Nossa casa Terra, em guerra outra vez

Wanderson Nogueira

Palavreando

Aos sábados, no Caderno Z, o jornalista Wanderson Nogueira explora a sua verve literária na coluna "Palavreando", onde fala de sentimentos e analisa o espírito e o comportamento humano.

sábado, 25 de abril de 2020

Nossa casa é tão bonita. Desatentos no dia a dia, talvez não percebamos como bela é a nossa casa. A desatenção não é proposital, eu sei. O enredo que foi criado para nós é de correria para sustentar um contínuo crescimento econômico exigido pelos pouquíssimos reitores dessa história. Eu não conheço nenhum deles e você também não deve conhecer, pessoalmente, nenhum deles. Não estou falando do seu avô que tem uma indústria ou do seu primo que tem uma loja de calçados. Tampouco, estou falando daquele conhecido que tem algumas ações na Bolsa ou da sua mãe que tem um restaurante. São tão vítimas, quanto o motoboy e tantos outros explorados, ainda que possam achar, em algum momento, que fazem parte do exclusivo pequeno grupo dos 1% que detém 99% de toda riqueza do mundo.
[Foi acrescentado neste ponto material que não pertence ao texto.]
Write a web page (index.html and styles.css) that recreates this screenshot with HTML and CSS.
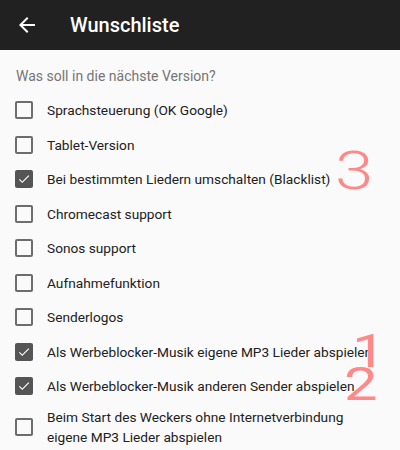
FILE: index.html
```html
<!DOCTYPE html>
<html>
<head>
<meta charset="utf-8">
<link rel="stylesheet" href="styles.css">
</head>
<body>
<div class="appbar">
  <svg class="back" viewBox="0 0 24 24" width="24" height="24"><path fill="#fff" d="M20 11H7.83l5.59-5.59L12 4l-8 8 8 8 1.41-1.41L7.83 13H20v-2z"/></svg>
  <div class="title">Wunschliste</div>
</div>
<div class="content">
  <div class="subheader">Was soll in die nächste Version?</div>
  <ul class="list">
    <li class="row"><span class="box"></span><span class="label">Sprachsteuerung (OK Google)</span></li>
    <li class="row"><span class="box"></span><span class="label">Tablet-Version</span></li>
    <li class="row"><span class="box checked"><svg viewBox="0 0 24 24"><path fill="#fff" d="M9 16.17L4.83 12l-1.42 1.41L9 19 21 7l-1.41-1.41z"/></svg></span><span class="label">Bei bestimmten Liedern umschalten (Blacklist)</span></li>
    <li class="row"><span class="box"></span><span class="label">Chromecast support</span></li>
    <li class="row"><span class="box"></span><span class="label">Sonos support</span></li>
    <li class="row"><span class="box"></span><span class="label">Aufnahmefunktion</span></li>
    <li class="row"><span class="box"></span><span class="label">Senderlogos</span></li>
    <li class="row"><span class="box checked"><svg viewBox="0 0 24 24"><path fill="#fff" d="M9 16.17L4.83 12l-1.42 1.41L9 19 21 7l-1.41-1.41z"/></svg></span><span class="label">Als Werbeblocker-Musik eigene MP3 Lieder abspielen</span></li>
    <li class="row"><span class="box checked"><svg viewBox="0 0 24 24"><path fill="#fff" d="M9 16.17L4.83 12l-1.42 1.41L9 19 21 7l-1.41-1.41z"/></svg></span><span class="label">Als Werbeblocker-Musik anderen Sender abspielen</span></li>
    <li class="row tall"><span class="box"></span><span class="label">Beim Start des Weckers ohne Internetverbindung<br>eigene MP3 Lieder abspielen</span></li>
  </ul>
</div>
<div class="mark m3">3</div>
<div class="mark m1">1</div>
<div class="mark m2">2</div>
</body>
</html>
```
FILE: styles.css
```css
html, body {
  margin: 0;
  padding: 0;
  background: #fafafa;
  font-family: Roboto, "Noto Sans", sans-serif;
  overflow: hidden;
}
.appbar {
  height: 50px;
  background: #212121;
  display: flex;
  align-items: center;
  box-sizing: border-box;
  padding-left: 15px;
}
.back {
  display: block;
  width: 24px;
  height: 24px;
}
.title {
  margin-left: 31px;
  color: #fff;
  font-size: 20px;
  font-weight: 500;
  margin-top: -1px;
}
.subheader {
  padding-left: 16px;
  height: 43px;
  box-sizing: border-box;
  padding-top: 17px;
  font-size: 14px;
  color: #757575;
  line-height: 18px;
}
.list {
  list-style: none;
  margin: 0;
  padding: 0;
}
.row {
  height: 34.5px;
  display: flex;
  align-items: center;
  padding-left: 15px;
}
.row.tall {
  height: 47.5px;
}
.box {
  width: 18px;
  height: 18px;
  box-sizing: border-box;
  border: 2px solid #6d6d6d;
  border-radius: 2px;
  flex: none;
  display: flex;
  align-items: center;
  justify-content: center;
}
.box.checked {
  background: #555555;
  border-color: #555555;
}
.box svg {
  width: 16px;
  height: 16px;
  display: block;
}
.label {
  margin-left: 14px;
  font-size: 13.7px;
  color: #212121;
  line-height: 20.5px;
}
.mark {
  position: absolute;
  color: #ff8888;
  font-weight: 400;
  line-height: 1;
  transform: scaleX(1.3);
  transform-origin: left top;
}
.m3 {
  left: 335px;
  top: 145px;
  font-size: 53px;
  font-weight: 300;
}
.m1 {
  left: 352px;
  top: 328px;
  font-size: 46px;
}
.m2 {
  left: 344px;
  top: 361px;
  font-size: 46px;
}
```
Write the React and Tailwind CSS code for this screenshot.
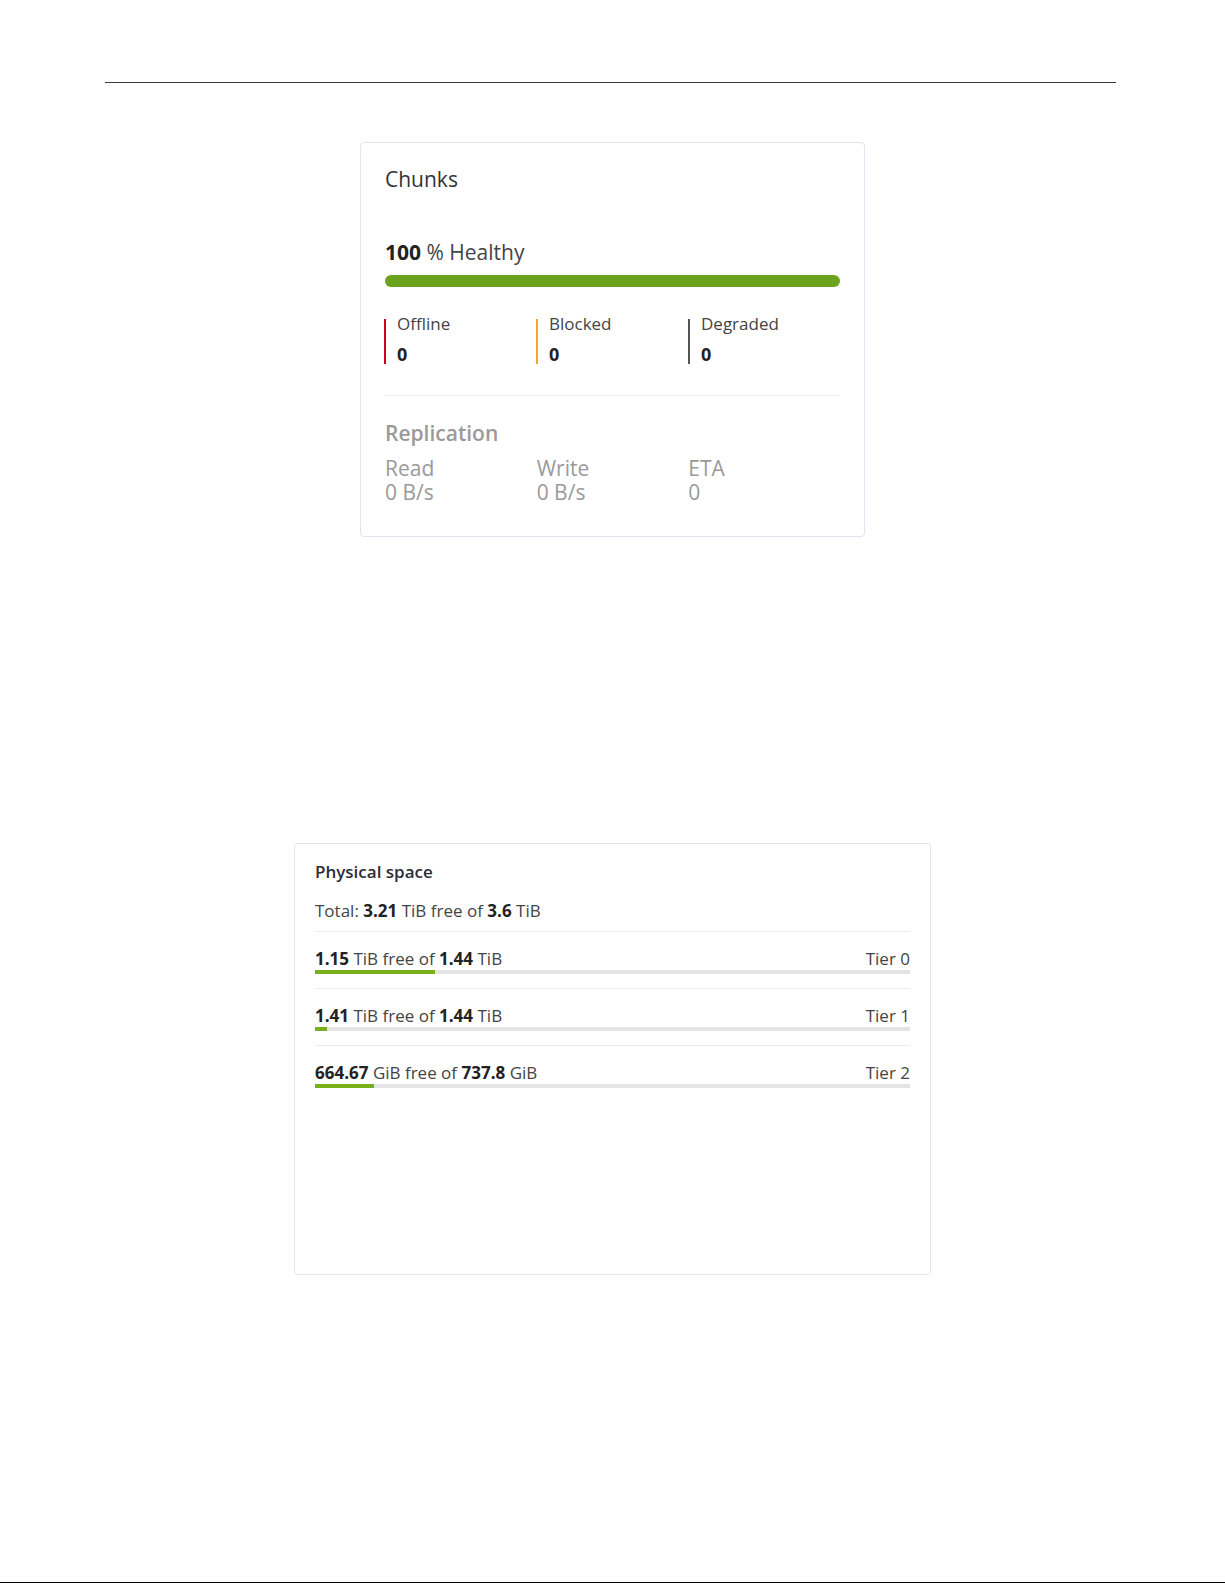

Este planeta, a mesma casa em que vivemos e que é minha e sua também. É como se sob o mesmo teto, você pudesse tomar um pote de iogurte e seu irmão caçula - ao seu lado - não! E, em nome de seus impérios, nos motivam a um consumismo cada vez mais elevado, nos ludibriam com falsas ideias de meritocracia e até nos jogam, uns contra os outros, fazendo crer que parcela de nós é do time de roteiristas e não dos que desfilam no asfalto empoeirado de barro. Barro de sangue.

Mas afinal, quem herdará a Terra?       

Mesmo com eles, nossa casa que é também a deles, se faz bonita e tenta se manter plural. Ainda que a custo de lições muitas das vezes duras. Não se trata de punição. Apenas de correção de percurso. Pela sobrevivência. Para uma vida, conscientemente, em abundância. Pelo futuro: nosso, dos que nos trouxeram até aqui, pelos que virão.    

Como é bonita a nossa casa e como é forte a sua natureza. Estamos em guerra, outra vez. E nossa casa – resiste. Dessa vez, no entanto, a guerra não é entre uma potência e outra. Não é contra células terroristas. Não é pelo enriquecimento de urânio de lá ou contra um ditador de cá. Não é em nome de Maomé ou Cristo ou qualquer religião. Não tem Messias, nem Anticristo, ainda que alguns tentem se fazer de tais, tanto quanto nos aguçam a guerrear entre extremos, enquanto somos nós que estamos no meio. (Miseráveis líderes que arrebatam ainda mais pobres súditos, carentes de fé).

Eles passarão e os enganados sairão da ignorância ainda que aprisionados pelo passado de suas crenças. Sempre foi assim, com guerra ou sem guerra. Não será diferente dessa vez. Também não é uma guerra de Gaia contra os humanos. A Terra está tentando nos ensinar algo há tempos. Agora, em uma urgência flagrante, engrossou o método. Será que dessa forma aprenderemos?     

Nossa casa já suportou tanto e tem no seu seio feridas enormes (provocadas por seus moradores mais inteligentes), mas continua a girar e há de suportar... Apostando na multiplicação daqueles que propagam bons sentimentos. Ao fim dessa guerra, inevitavelmente, tudo haverá de ser diferente, porque a guerra é diferente. Uma guerra contra o invisível em que não se quer matar ninguém e que vencer é não deixar ninguém morrer. Podia ser essa a nossa única guerra...

A nossa casa permanecerá. Multicolorida, com seus tantos tons de azul e verde. E permanecerá com tantas cores como em um desfile de escola de samba. As sementes vão germinar, nem que por ação do vento, das abelhas, do homem. O ser humano, o mais complexo dos habitantes dessa bela casa. O que provocou tantas guerras, agora sofre com a guerra que diretamente não proclamou. Obrigado a se enclausurar como o seu primitivo ancestral que se escondia nas cavernas. Domou o fogo e o curso das águas; moldou o barro; criou alucinógenos e passatempos; tapeou a matemática, a história; matou e se fez morrer e viver pela cultura, tanto quanto pelo capitalismo; arregimentou prótons, nêutrons, elétrons; inteligência artificial... E ainda está aprendendo a amar, ainda está compreendendo que a bela casa que temos precisa de cuidado e esse cuidar exige que nos cuidemos uns dos outros, pois somos parte das estruturas da casa. Essa casa existe para todos e todos devem usufruir dela como fundamento essencial da existência dela própria.

Agora, com a vida por um triz, é imperativa a nossa profunda mudança de relação com a nossa casa - esse lindo lugar chamado Terra - assim como tudo que tem nela, especialmente, com nós mesmos.